Para rebater as denúncias de corrupção na Operação Lava Jato, Cunha anunciou seu rompimento com o Governo no dia seguinte ao da denúncia de Camargo, alegando que o Palácio do Planalto havia contribuído para que as acusações fossem feitas. Tornou-se, em seguida, a personificação do impeachment da presidenta Dilma. O post em que anuncia o rompimento foi o mais retweetado da história de seu perfil. "Ele trouxe para si a rede pró-impeachment", diz Malini. "E cria fatos políticos para minimizar sua aparição nas investigações da Operação Lava Jato". Na semana passada, o deputado multiplicou o seu número de tweets, com posts sobre a sua ruptura com o Governo, críticas à imprensa e explicações sobre seu nome envolvido na Lava Jato.

O primeiro círculo é formado por perfis no Twitter que @depeduardocunha mais compartilhou, e as linhas mais grossas demonstra os perfis que Cunha está mais vinculado (por retuitá-los mais). Fonte: Labic.
O primeiro círculo é formado por perfis no Twitter que @depeduardocunha mais compartilhou, e as linhas mais grossas demonstra os perfis que Cunha está mais vinculado (por retuitá-los mais). Fonte: Labic.Labic

O deputado sabe os temas que lhe dão ibope e sabe capitalizá-los. É o caso do antipetismo. Postou no último dia 18: "Presidente da Câmara receberá, em 30 dias, parecer jurídico sobre pedido de #impeachment". E foi retweetado por mais de 500 pessoas.

Apesar desse arroubo de independência do Governo Dilma, o levantamento de Malini revela que ao longo dos últimos quatro anos, a trajetória do deputado nunca foi governista. Seu lado 'parlamentarista' foi sempre mais evidente. Isso fica claro quando se observa que os posts que ele mais retweeta são os da Câmara dos Deputados. Além do perfil @aflornalista, que, curiosamente, só publica posts positivos sobre o deputado e segue apenas uma pessoa.

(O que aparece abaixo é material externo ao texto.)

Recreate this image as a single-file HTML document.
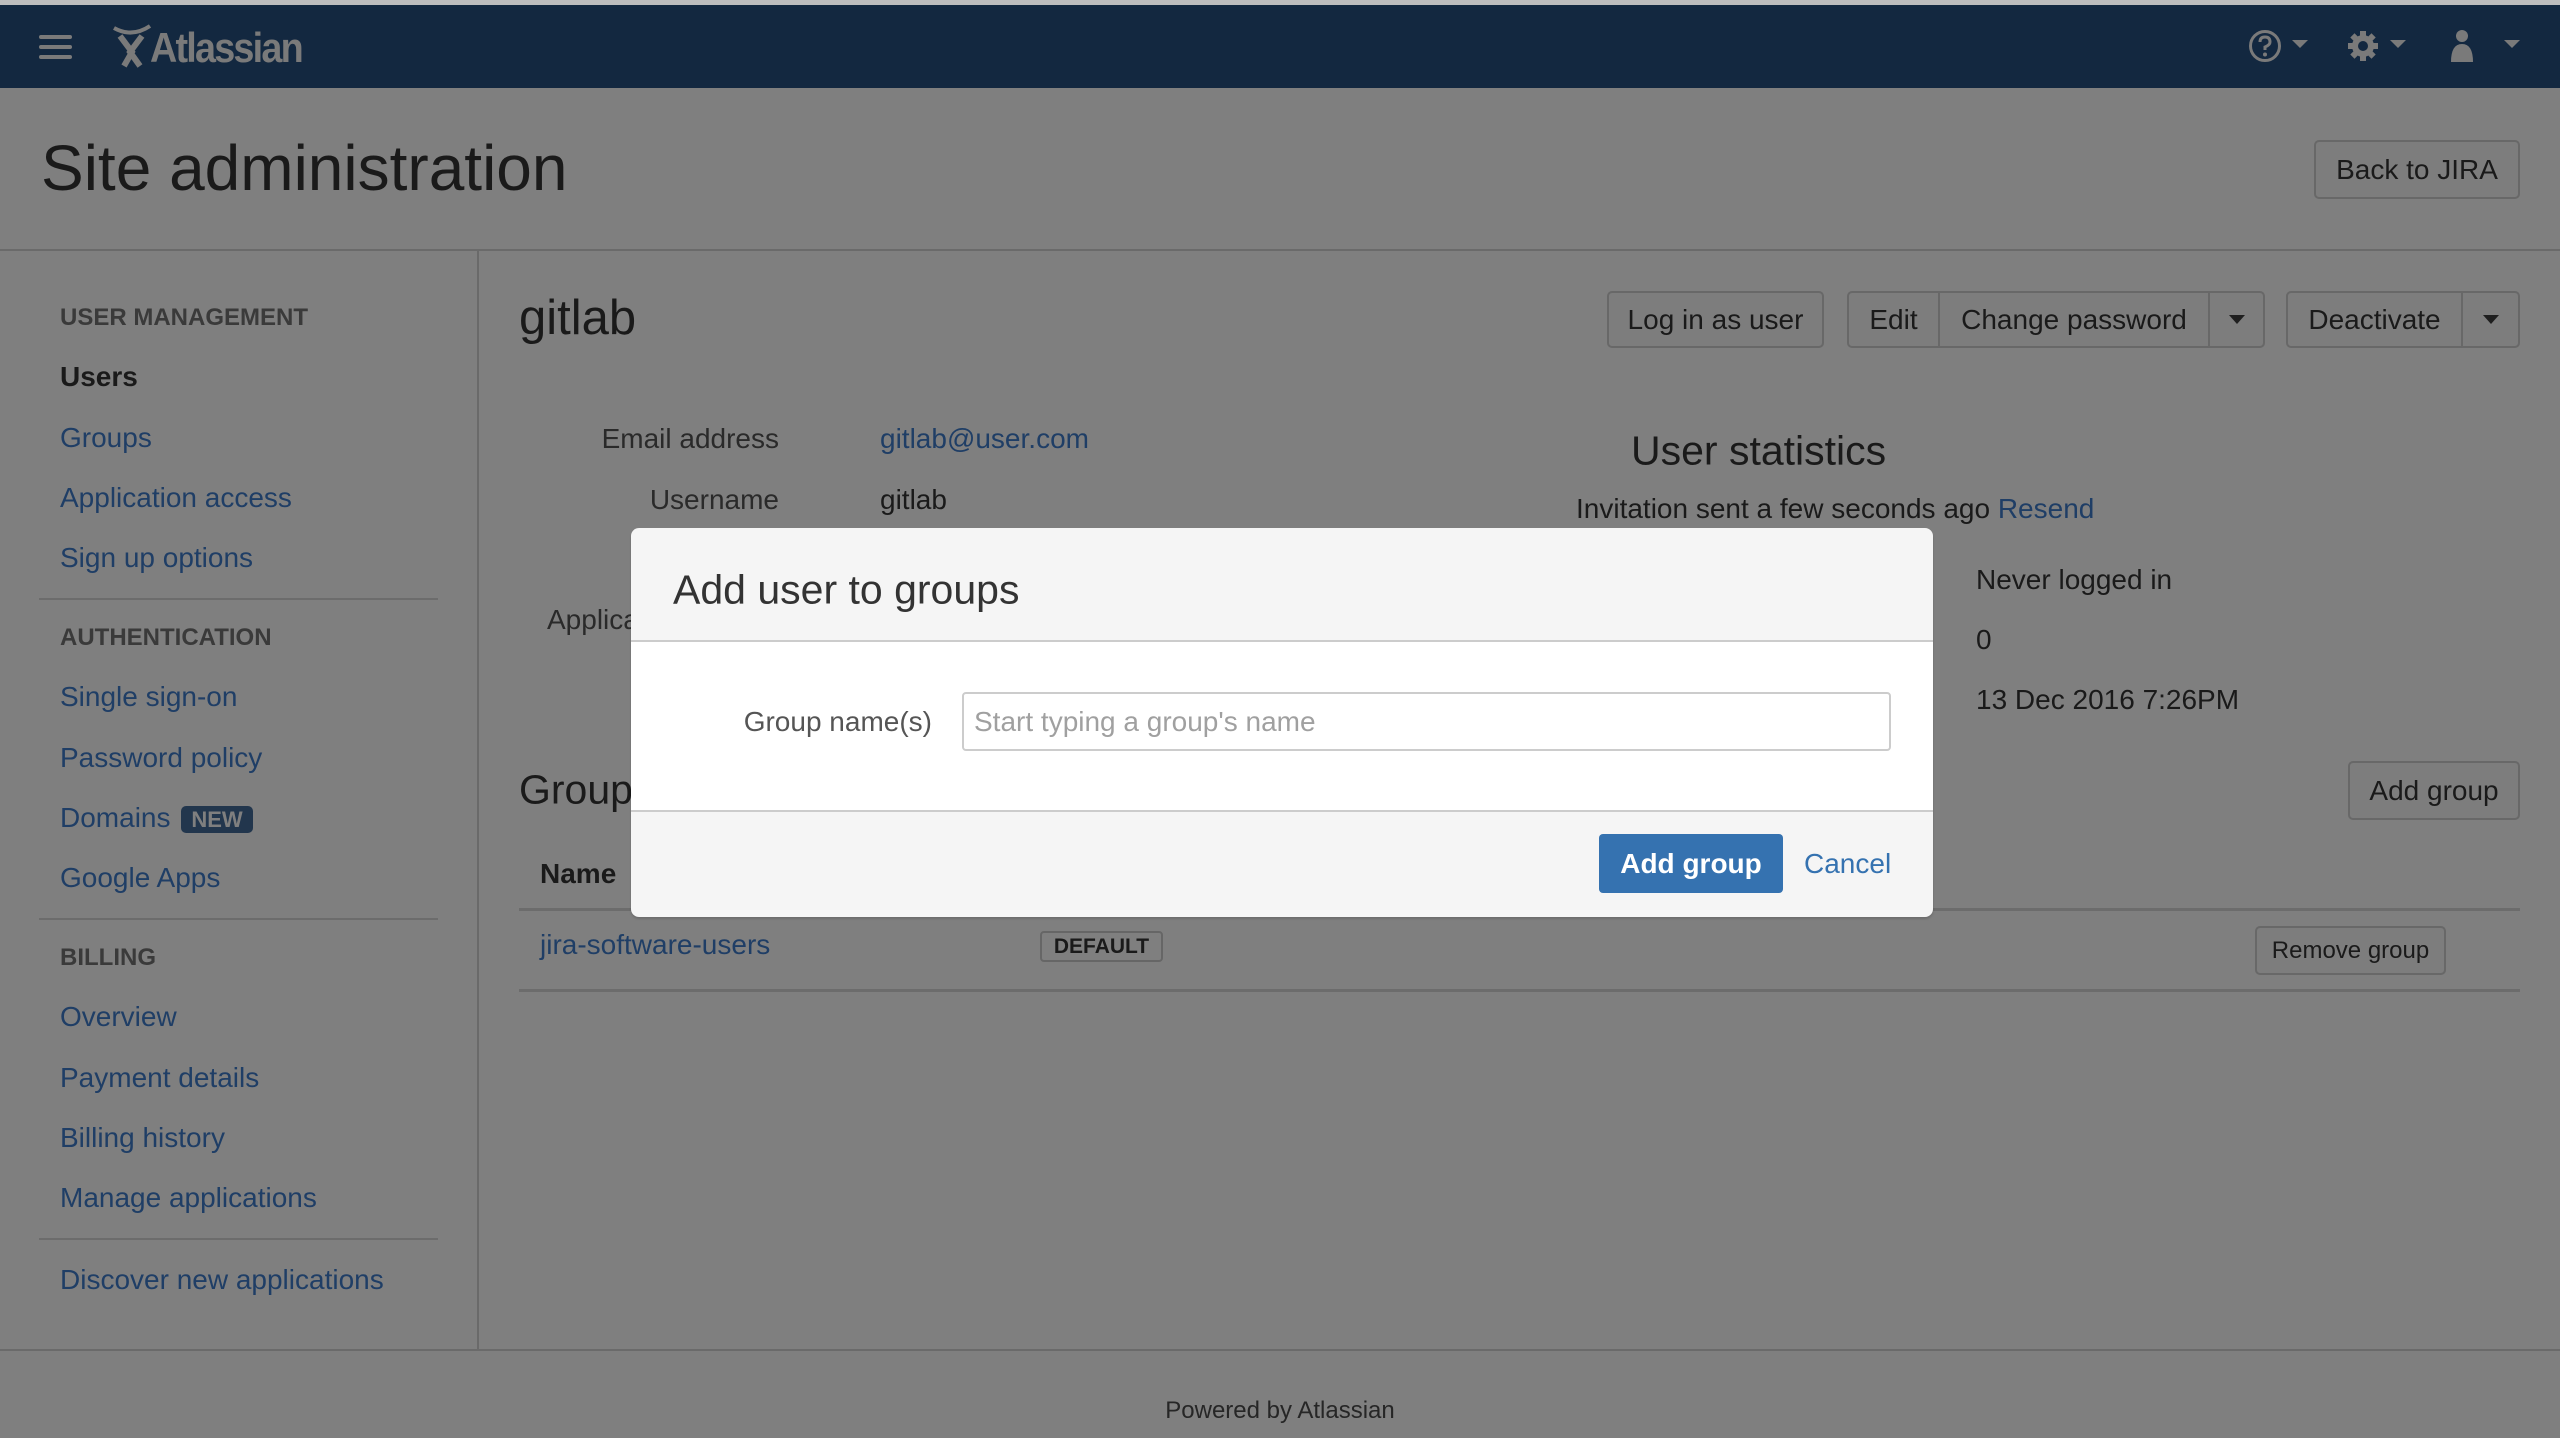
<!DOCTYPE html>
<html><head><meta charset="utf-8"><style>
*{margin:0;padding:0;box-sizing:border-box}
body{width:2560px;height:1438px;overflow:hidden;background:#7f7f7f;font-family:"Liberation Sans",Arial,sans-serif;position:relative;color:#1a1a1a}
.a{position:absolute;white-space:nowrap}
.lk{color:#1f3e66}
.t{transform:translateY(-50%)}
.side{font-size:28px;left:60px}
.hd{font-size:24px;font-weight:bold;color:#3a3a3a;left:60px}
.hr{position:absolute;height:2px;background:#6c6c6c}
.btn{position:absolute;border:2px solid #686868;border-radius:5px;background:#7d7d7d;font-size:28px;display:flex;align-items:center;justify-content:center;color:#1a1a1a}
.caret{width:0;height:0;border-left:8px solid transparent;border-right:8px solid transparent;border-top:9px solid #1f1f1f}
</style></head><body>
<div class="a" style="left:0;top:0;width:2560px;height:5px;background:#bdbdbd"></div>
<div class="a" style="left:0;top:5px;width:2560px;height:83px;background:#132840"></div>
<div class="a" style="left:39px;top:35px;width:33px;height:4px;background:#7a7a7a;border-radius:2px;box-shadow:0 10px 0 #7a7a7a,0 20px 0 #7a7a7a"></div>
<svg class="a" style="left:112px;top:22px" width="50" height="48" viewBox="0 0 50 48"><path d="M2 6 Q20 16 38 4" stroke="#7a7a7a" stroke-width="4" fill="none"/><path d="M8 14 L20 30 L12 44 M30 14 L18 30 L28 44" stroke="#7a7a7a" stroke-width="6" fill="none"/></svg>
<div class="a" style="left:150px;top:24px;font-size:42px;font-weight:bold;color:#7a7a7a;letter-spacing:-2px;transform:scaleX(0.9);transform-origin:left">Atlassian</div>
<svg class="a" style="left:2248px;top:29px" width="34" height="34" viewBox="0 0 34 34"><circle cx="17" cy="17" r="14.5" stroke="#7a7a7a" stroke-width="3" fill="none"/><path d="M12 13 Q12 8 17 8 Q22 8 22 13 Q22 16 17 18 L17 21" stroke="#7a7a7a" stroke-width="3" fill="none"/><circle cx="17" cy="25.5" r="2" fill="#7a7a7a"/></svg>
<svg class="a" style="left:2292px;top:40px" width="18" height="10"><path d="M0 0H16L8 8Z" fill="#7a7a7a"/></svg>
<svg class="a" style="left:2346px;top:29px" width="34" height="34" viewBox="0 0 34 34"><g fill="#7a7a7a"><circle cx="17" cy="17" r="11"/><g stroke="#7a7a7a" stroke-width="6"><path d="M17 2V32M2 17H32M6.4 6.4L27.6 27.6M27.6 6.4L6.4 27.6"/></g></g><circle cx="17" cy="17" r="5" fill="#132840"/></svg>
<svg class="a" style="left:2390px;top:40px" width="18" height="10"><path d="M0 0H16L8 8Z" fill="#7a7a7a"/></svg>
<svg class="a" style="left:2450px;top:29px" width="24" height="34" viewBox="0 0 24 34"><circle cx="12" cy="7" r="6" fill="#7a7a7a"/><path d="M1 33 Q1 15 12 15 Q23 15 23 33Z" fill="#7a7a7a"/></svg>
<svg class="a" style="left:2504px;top:40px" width="18" height="10"><path d="M0 0H16L8 8Z" fill="#7a7a7a"/></svg>

<div class="a t" style="left:41px;top:168px;font-size:64px;color:#1a1a1a">Site administration</div>
<div class="btn" style="left:2314px;top:140px;width:206px;height:59px">Back to JIRA</div>
<div class="hr" style="left:0;top:249px;width:2560px;background:#6a6a6a"></div>
<div class="a" style="left:477px;top:251px;width:2px;height:1100px;background:#6a6a6a"></div>
<div class="hr" style="left:0;top:1349px;width:2560px;background:#6a6a6a"></div>
<div class="a t" style="left:0;width:2560px;text-align:center;top:1411px;font-size:24px;color:#262626">Powered by Atlassian</div>

<div class="a t hd" style="top:318px">USER MANAGEMENT</div>
<div class="a t side" style="top:377px;font-weight:bold">Users</div>
<div class="a t side lk" style="top:438px">Groups</div>
<div class="a t side lk" style="top:498px">Application access</div>
<div class="a t side lk" style="top:558px">Sign up options</div>
<div class="hr" style="left:39px;top:598px;width:399px"></div>
<div class="a t hd" style="top:638px">AUTHENTICATION</div>
<div class="a t side lk" style="top:697px">Single sign-on</div>
<div class="a t side lk" style="top:758px">Password policy</div>
<div class="a t side lk" style="top:818px">Domains</div>
<div class="a" style="left:181px;top:806px;width:72px;height:27px;background:#22364d;border-radius:5px;color:#7f7f7f;font-size:22px;font-weight:bold;text-align:center;line-height:27px">NEW</div>
<div class="a t side lk" style="top:878px">Google Apps</div>
<div class="hr" style="left:39px;top:918px;width:399px"></div>
<div class="a t hd" style="top:958px">BILLING</div>
<div class="a t side lk" style="top:1017px">Overview</div>
<div class="a t side lk" style="top:1078px">Payment details</div>
<div class="a t side lk" style="top:1138px">Billing history</div>
<div class="a t side lk" style="top:1198px">Manage applications</div>
<div class="hr" style="left:39px;top:1238px;width:399px"></div>
<div class="a t side lk" style="top:1280px">Discover new applications</div>

<div class="a t" style="left:519px;top:318px;font-size:49px">gitlab</div>
<div class="btn" style="left:1607px;top:291px;width:217px;height:57px">Log in as user</div>
<div class="btn" style="left:1847px;top:291px;width:418px;height:57px;justify-content:flex-start">
<div style="width:91px;text-align:center;border-right:2px solid #686868;height:100%;line-height:53px">Edit</div>
<div style="width:270px;text-align:center;border-right:2px solid #686868;height:100%;line-height:53px">Change password</div>
<div style="flex:1;display:flex;justify-content:center"><div class="caret"></div></div></div>
<div class="btn" style="left:2286px;top:291px;width:234px;height:57px;justify-content:flex-start">
<div style="width:175px;text-align:center;border-right:2px solid #686868;height:100%;line-height:53px">Deactivate</div>
<div style="flex:1;display:flex;justify-content:center"><div class="caret"></div></div></div>

<div class="a t" style="right:1781px;top:439px;font-size:28px;color:#2a2a2a">Email address</div>
<div class="a t lk" style="left:880px;top:439px;font-size:28px">gitlab@user.com</div>
<div class="a t" style="right:1781px;top:500px;font-size:28px;color:#2a2a2a">Username</div>
<div class="a t" style="left:880px;top:500px;font-size:28px">gitlab</div>
<div class="a t" style="left:547px;top:620px;font-size:28px;color:#2a2a2a">Applica</div>
<div class="a t" style="left:1631px;top:451px;font-size:41px">User statistics</div>
<div class="a t" style="left:1576px;top:509px;font-size:28px">Invitation sent a few seconds ago <span class="lk">Resend</span></div>
<div class="a t" style="left:1976px;top:580px;font-size:28px">Never logged in</div>
<div class="a t" style="left:1976px;top:640px;font-size:28px">0</div>
<div class="a t" style="left:1976px;top:700px;font-size:28px">13 Dec 2016 7:26PM</div>
<div class="a t" style="left:519px;top:790px;font-size:41px">Group</div>
<div class="btn" style="left:2348px;top:761px;width:172px;height:59px">Add group</div>
<div class="a t" style="left:540px;top:874px;font-size:28px;font-weight:bold">Name</div>
<div class="hr" style="left:519px;top:908px;width:2001px;height:3px"></div>
<div class="a t lk" style="left:540px;top:945px;font-size:28px">jira-software-users</div>
<div class="a" style="left:1040px;top:931px;width:123px;height:31px;border:2px solid #666;border-radius:4px;font-size:21px;font-weight:bold;text-align:center;line-height:27px">DEFAULT</div>
<div class="btn" style="left:2255px;top:926px;width:191px;height:49px;font-size:24px">Remove group</div>
<div class="hr" style="left:519px;top:989px;width:2001px;height:3px"></div>

<div class="a" style="left:631px;top:528px;width:1302px;height:389px;background:#f5f5f5;border-radius:8px;overflow:hidden;box-shadow:0 2px 2px rgba(0,0,0,0.15);z-index:5">
<div class="a t" style="left:42px;top:62px;font-size:41px;color:#333">Add user to groups</div>
<div class="a" style="left:0;top:112px;width:1302px;height:172px;background:#fff;border-top:2px solid #ccc;border-bottom:2px solid #ccc"></div>
<div class="a t" style="right:1001px;top:194px;font-size:28px;color:#555">Group name(s)</div>
<div class="a" style="left:331px;top:164px;width:929px;height:59px;border:2px solid #ccc;border-radius:4px;background:#fff"></div>
<div class="a t" style="left:343px;top:194px;font-size:28px;color:#a0a0a0">Start typing a group's name</div>
<div class="a" style="left:968px;top:306px;width:184px;height:59px;background:#3572b0;border-radius:4px;color:#fff;font-size:28px;font-weight:bold;text-align:center;line-height:59px">Add group</div>
<div class="a t" style="left:1173px;top:336px;font-size:28px;color:#3572b0">Cancel</div>
</div>
</body></html>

Um retweet para quem adivinhar quem é.

De acordo com Rafael Cortez, analista político da Tendências Consultoria, essa popularidade de Cunha na internet - seu perfil no Facebook tem 115.000 'curtidas' - é refletida, em parte, na vida real. "Há uma transferência do capital político que Cunha tem nas redes sociais para a vida real", diz. "E ele tem potencial muito significativo para causar estrago no Governo". 

Essa agenda voltada à derrubada do Governo Dilma, porém, pode ser perigosa para o deputado. "Talvez ele tenha falhado ao antecipar demais essa agenda do impeachment", diz Malini. A expectativa que Cunha está gerando em relação ao pedido de impeachment que, até o momento, não tem nenhuma base legal para ocorrer, pode ser um tiro no pé. Sua base na internet - a direita mais radical - pode não ter muita paciência para esperar por um processo que exige tempo para acontecer. "Nossas previsões são que o impeachment tem 20% de chances de acontecer", diz Rafael Cortez.

Se esse processo não ocorrer, a imagem de Cunha como o grande líder do impeachment pode esfacelar. "O Cunha é frágil nas redes sociais se não tiver a rede pró-impeachment", diz Malini. "Ele tem apenas os pastores evangélicos e o PSC para segurar o rojão".